If you want to risk the use of minerals in soils, you should also pay attention to the capture of nitrogens by soils. The agriculture is a major generator of NO and NO2, and contribute therefore significantly to the warming of the climate. Some minerals, such as byproducts of the aluminum industry can be used to fix nitrogen in the soil.
These issues are worth a cruisade, but you need to fix yourseld simple and realistic objectives.
The long-term impact on the soil of the introduction of aluminosilicate minerals is very positive, heavy soils (clay, chernozem, salt marshes) become lighter and more fertile and only depleted and poor soils (sand) do not improve. But if you add not Basalt, but Saponite (clay mineral), then they also improve. Soil acidity is also significantly reduced. The effect of the impact of layered and porous silicates on soil fertility has been studied by several scientific Institutes of Ukraine for many years. and No adverse effects were found.

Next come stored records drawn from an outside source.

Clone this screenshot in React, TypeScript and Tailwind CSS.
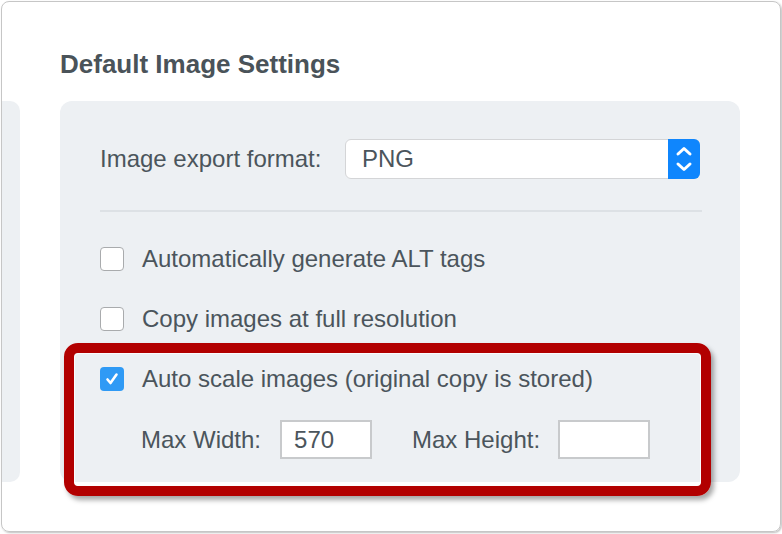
import React from "react";

const textColor = "text-[#4b555c]";

const Checkbox = ({ checked }: { checked?: boolean }) =>
  checked ? (
    <div className="flex h-[24px] w-[24px] shrink-0 items-center justify-center rounded-[4px] bg-[#2f9af5]">
      <svg width="24" height="24" viewBox="0 0 24 24">
        <path d="M7.5 12.5 L10.5 16 L16.5 7.5" fill="none" stroke="white" strokeWidth="2.6" strokeLinecap="round" strokeLinejoin="round" />
      </svg>
    </div>
  ) : (
    <div className="h-[24px] w-[24px] shrink-0 rounded-[4px] border-[1.5px] border-[#a9abad] bg-white" />
  );

const CheckRow = ({ label, checked }: { label: string; checked?: boolean }) => (
  <div className="flex h-[60px] items-center gap-[18px]">
    <Checkbox checked={checked} />
    <span className={`text-[24px] leading-[28px] ${textColor}`}>{label}</span>
  </div>
);

const SizeInput = ({ value }: { value?: string }) => (
  <div className="flex h-[39px] w-[92px] items-center border-2 border-[#c8cacc] bg-white pl-[12px] text-[24px] leading-[28px] text-[#4b555c]">
    {value}
  </div>
);

export default function App() {
  return (
    <div
      className="relative h-[534px] w-[782px] overflow-hidden bg-white"
      style={{ fontFamily: '"Liberation Sans", Arial, sans-serif' }}
    >
      <div className="ml-[1px] mt-[1px] flex h-[531px] w-[780px] rounded-[8px] border border-[#c6c6c6] shadow-[1px_1px_2px_rgba(0,0,0,0.25)]">
        {/* left neighbour panel, cut off */}
        <div className="mt-[99px] h-[381px] w-[18px] rounded-r-[10px] bg-[#edf0f3]" />

        <div className="ml-[40px] w-[680px]">
          <h2 className="mt-[47px] text-[26px] font-bold leading-[30px] text-[#4a5359]">
            Default Image Settings
          </h2>

          <div className="mt-[22px] h-[381px] rounded-[12px] bg-[#edf0f3] pl-[40px] pr-[40px] pt-[38px]">
            <div className="flex items-center justify-between">
              <span className={`text-[24px] leading-[28px] ${textColor}`}>Image export format:</span>
              <div className="flex h-[40px] w-[355px] items-stretch rounded-[6px] border border-[#d4d5d7] bg-white">
                <div className="flex flex-1 items-center pl-[16px] text-[24px] leading-[28px] text-[#4b555c]">PNG</div>
                <div className="-my-px -mr-px flex w-[32px] items-center justify-center rounded-r-[6px] bg-[#0f86fd]">
                  <svg width="32" height="40" viewBox="0 0 32 40">
                    <path d="M10 15 L16 9.5 L22 15" fill="none" stroke="white" strokeWidth="3" strokeLinecap="round" strokeLinejoin="round" />
                    <path d="M10 25 L16 30.5 L22 25" fill="none" stroke="white" strokeWidth="3" strokeLinecap="round" strokeLinejoin="round" />
                  </svg>
                </div>
              </div>
            </div>

            <div className="-mr-[2px] mt-[31px] h-[2px] bg-[#dde1e5]" />

            <div className="mt-[17px]">
              <CheckRow label="Automatically generate ALT tags" />
              <CheckRow label="Copy images at full resolution" />
              <CheckRow label="Auto scale images (original copy is stored)" checked />
            </div>

            <div className="ml-[41px] mt-[11px] flex items-center">
              <span className={`text-[24px] leading-[28px] ${textColor}`}>Max Width:</span>
              <div className="ml-[19px]">
                <SizeInput value="570" />
              </div>
              <span className={`ml-[40px] text-[24px] leading-[28px] ${textColor}`}>Max Height:</span>
              <div className="ml-[18px]">
                <SizeInput />
              </div>
            </div>
          </div>
        </div>
      </div>

      {/* red annotation box */}
      <div className="absolute left-[64px] top-[343px] h-[153px] w-[647px] rounded-[14px] border-[10px] border-[#b20000] shadow-[3px_4px_5px_rgba(0,0,0,0.35)]">
        <div className="h-full w-full rounded-[5px] border border-white/80" />
      </div>
    </div>
  );
}
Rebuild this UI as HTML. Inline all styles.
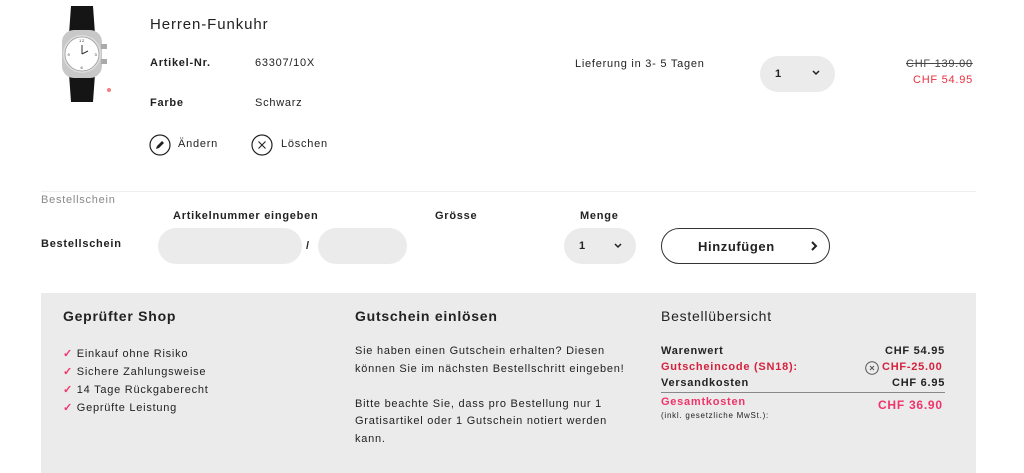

It is much more effective to introduce into the soil not Basalt, but Zeolite. Its sorption and, which is very important, ion exchange capacity is much higher. Its use in soils has been used in Europe for over 30 years. The effect is only positive. Giving a yield increase of up to 30%. The use of Zeolites and Saponite to improve soil fertility has a long history in Ukraine. In addition, the energy consumption for grinding Basalt, in comparison with the consumption for grinding Zeolite 2 1, for grinding Saponite in general 2 0, 5. Because Zeolite is porous and easier to grind than Basal, and Saponite is a three-layer clay. In the United States there are large deposits of zeolites, and there are much more basalts, but the cost of grinding them is also much higher.